Module 1: EDR Call Stack Telemetry
Why your call stack is the one thing you can't easily lie about — until now.
Why This Module?
Before we tear apart SilentMoonwalk's spoofing engine, you need to understand what EDRs actually see when they inspect a thread's call stack. Every major endpoint detection product now treats the call stack as a high-confidence telemetry source. This module explains exactly how that telemetry is gathered and why it matters for offensive operations.
The Call Stack as a Forensic Artifact
Every thread in a Windows process maintains a call stack — a region of memory that records the chain of function calls leading to the current point of execution. When thread A calls function B, which calls function C, the stack contains return addresses that trace back through C → B → A.

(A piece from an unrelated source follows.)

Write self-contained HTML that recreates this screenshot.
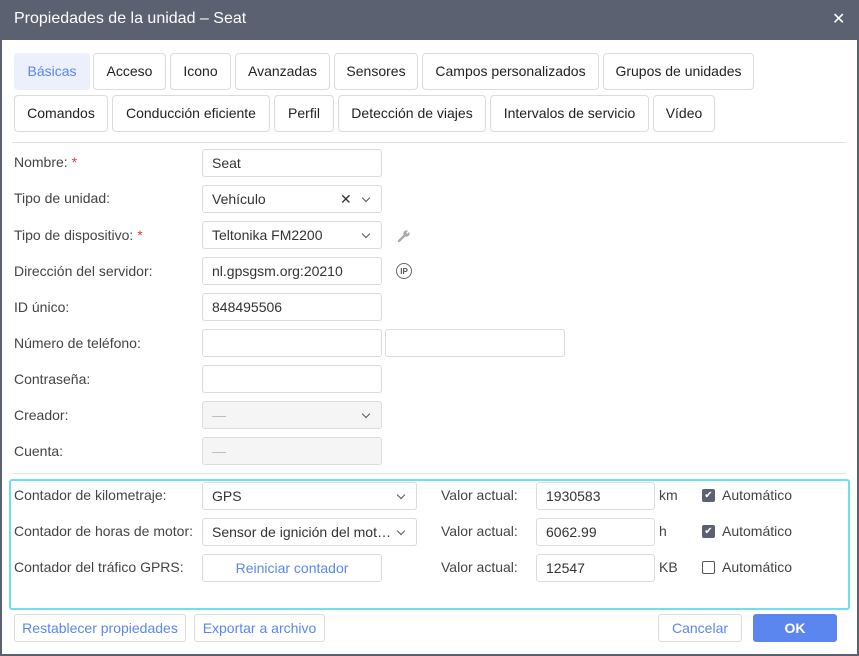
<!DOCTYPE html>
<html><head><meta charset="utf-8"><style>
*{box-sizing:border-box;margin:0;padding:0}
body{width:859px;height:656px;background:#5b6170;font-family:"Liberation Sans",sans-serif;font-size:14px;color:#333;position:relative;overflow:hidden}
.win{position:absolute;left:2px;top:40px;width:855px;height:614px;background:#fff}
.title{position:absolute;left:14px;top:10px;color:#fff;font-size:16px}
.close{position:absolute;left:832px;top:9px;color:#fff;font-size:16px}
.a{position:absolute}
.tab{position:absolute;height:37px;border:1px solid #dcdcdc;border-radius:4px;display:flex;align-items:center;justify-content:center;font-size:14px;color:#222;padding-bottom:2px}
.lbl{position:absolute;left:14px;color:#444}
.in{position:absolute;height:28px;border:1px solid #dcdcdc;border-radius:3px;padding-left:9px;display:flex;align-items:center;color:#333;background:#fff;padding-bottom:1px}
.dis{background:#f5f5f5;color:#bbb}
.chev{position:absolute;right:12px;top:9px;width:6px;height:6px;border-right:1.5px solid #555;border-bottom:1.5px solid #555;transform:rotate(45deg)}
.btn{position:absolute;height:28px;border:1px solid #dcdcdc;border-radius:3px;display:flex;align-items:center;justify-content:center;color:#5b86f0;background:#fff;padding-bottom:1px}
.cb{position:absolute;width:13px;height:13px;border-radius:2px}
.hr{position:absolute;left:12px;width:834px;height:1px;background:#e2e2e2}
</style></head><body>
<div class="title">Propiedades de la unidad – Seat</div>
<div class="close">✕</div>
<div class="win"></div>
<div class="tab" style="left:14px;top:53px;width:76px;background:#ebf0fc;border-color:#ebf0fc;color:#5b86f0">Básicas</div>
<div class="tab" style="left:93px;top:53px;width:73px">Acceso</div>
<div class="tab" style="left:170px;top:53px;width:61px">Icono</div>
<div class="tab" style="left:235px;top:53px;width:95px">Avanzadas</div>
<div class="tab" style="left:334px;top:53px;width:84px">Sensores</div>
<div class="tab" style="left:422px;top:53px;width:177px">Campos personalizados</div>
<div class="tab" style="left:603px;top:53px;width:151px">Grupos de unidades</div>
<div class="tab" style="left:14px;top:95px;width:94px">Comandos</div>
<div class="tab" style="left:112px;top:95px;width:158px">Conducción eficiente</div>
<div class="tab" style="left:274px;top:95px;width:60px">Perfil</div>
<div class="tab" style="left:338px;top:95px;width:148px">Detección de viajes</div>
<div class="tab" style="left:490px;top:95px;width:159px">Intervalos de servicio</div>
<div class="tab" style="left:653px;top:95px;width:62px">Vídeo</div>
<div class="hr" style="top:142px"></div>

<div class="lbl" style="top:154px">Nombre: <span style="color:#e53935">*</span></div>
<div class="in" style="left:202px;top:149px;width:180px">Seat</div>
<div class="lbl" style="top:190px">Tipo de unidad:</div>
<div class="in" style="left:202px;top:185px;width:180px">Vehículo<span class="a" style="left:137px;top:5px;font-size:14px">✕</span><span class="chev"></span></div>
<div class="lbl" style="top:227px">Tipo de dispositivo: <span style="color:#e53935">*</span></div>
<div class="in" style="left:202px;top:221px;width:180px">Teltonika FM2200<span class="chev"></span></div>
<svg class="a" style="left:397px;top:229px" width="14" height="14" viewBox="0 0 14 14"><path d="M2 12 L7.5 6.5" stroke="#aaa" stroke-width="2.4" stroke-linecap="round"/><path d="M6.5 5.5 A3 3 0 0 1 11 2 L9.2 3.8 L10.2 4.8 L12 3 A3 3 0 0 1 8.5 7.5 Z" fill="#aaa"/></svg>
<div class="lbl" style="top:263px">Dirección del servidor:</div>
<div class="in" style="left:202px;top:257px;width:180px">nl.gpsgsm.org:20210</div>
<div class="a" style="left:396px;top:263px;width:16px;height:16px;border:1.5px solid #666;border-radius:50%;font-size:8px;font-weight:bold;color:#555;display:flex;align-items:center;justify-content:center">IP</div>
<div class="lbl" style="top:299px">ID único:</div>
<div class="in" style="left:202px;top:293px;width:180px">848495506</div>
<div class="lbl" style="top:335px">Número de teléfono:</div>
<div class="in" style="left:202px;top:329px;width:180px"></div>
<div class="in" style="left:385px;top:329px;width:180px"></div>
<div class="lbl" style="top:371px">Contraseña:</div>
<div class="in" style="left:202px;top:365px;width:180px"></div>
<div class="lbl" style="top:407px">Creador:</div>
<div class="in dis" style="left:202px;top:401px;width:180px">—<span class="chev"></span></div>
<div class="lbl" style="top:443px">Cuenta:</div>
<div class="in dis" style="left:202px;top:437px;width:180px">—</div>
<div class="hr" style="top:473px"></div>

<div class="a" style="left:9px;top:479px;width:841px;height:131px;border:2px solid #6fdfef;border-radius:3px"></div>
<div class="lbl" style="top:487px">Contador de kilometraje:</div>
<div class="in" style="left:202px;top:482px;width:215px">GPS<span class="chev"></span></div>
<div class="lbl" style="top:523px">Contador de horas de motor:</div>
<div class="in" style="left:202px;top:518px;width:215px">Sensor de ignición del mot…<span class="chev"></span></div>
<div class="lbl" style="top:559px">Contador del tráfico GPRS:</div>
<div class="btn" style="left:202px;top:554px;width:180px">Reiniciar contador</div>

<div class="a" style="left:441px;top:487px;color:#444">Valor actual:</div>
<div class="in" style="left:536px;top:482px;width:119px">1930583</div>
<div class="a" style="left:659px;top:487px;color:#444">km</div>
<div class="cb" style="left:702px;top:489px;background:#5b6170;color:#fff;font-size:10px;text-align:center;line-height:13px">✔</div>
<div class="a" style="left:722px;top:487px;color:#444">Automático</div>

<div class="a" style="left:441px;top:523px;color:#444">Valor actual:</div>
<div class="in" style="left:536px;top:518px;width:119px">6062.99</div>
<div class="a" style="left:659px;top:523px;color:#444">h</div>
<div class="cb" style="left:702px;top:525px;background:#5b6170;color:#fff;font-size:10px;text-align:center;line-height:13px">✔</div>
<div class="a" style="left:722px;top:523px;color:#444">Automático</div>

<div class="a" style="left:441px;top:559px;color:#444">Valor actual:</div>
<div class="in" style="left:536px;top:554px;width:119px">12547</div>
<div class="a" style="left:659px;top:559px;color:#444">KB</div>
<div class="cb" style="left:702px;top:561px;border:1px solid #555"></div>
<div class="a" style="left:722px;top:559px;color:#444">Automático</div>

<div class="btn" style="left:14px;top:614px;width:172px">Restablecer propiedades</div>
<div class="btn" style="left:194px;top:614px;width:131px">Exportar a archivo</div>
<div class="btn" style="left:658px;top:614px;width:84px">Cancelar</div>
<div class="btn" style="left:753px;top:614px;width:84px;background:#5b86f0;border-color:#5b86f0;color:#fff;font-weight:bold">OK</div>
</body></html>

For defenders, this is gold. A legitimate thread sleeping inside NtWaitForSingleObject should show a clean stack trace rooted in known system DLLs. If that same sleeping thread has a return address pointing into unbacked private memory (no file on disk), it screams injected code.
Clean vs Suspicious Call Stack
Legitimate Stack
Beacon Stack (Detected)
How EDRs Collect Stack Telemetry
EDRs use multiple mechanisms to capture call stacks. Understanding each one reveals what must be spoofed and when.
1. Kernel Callbacks (PsSetCreateThreadNotifyRoutine)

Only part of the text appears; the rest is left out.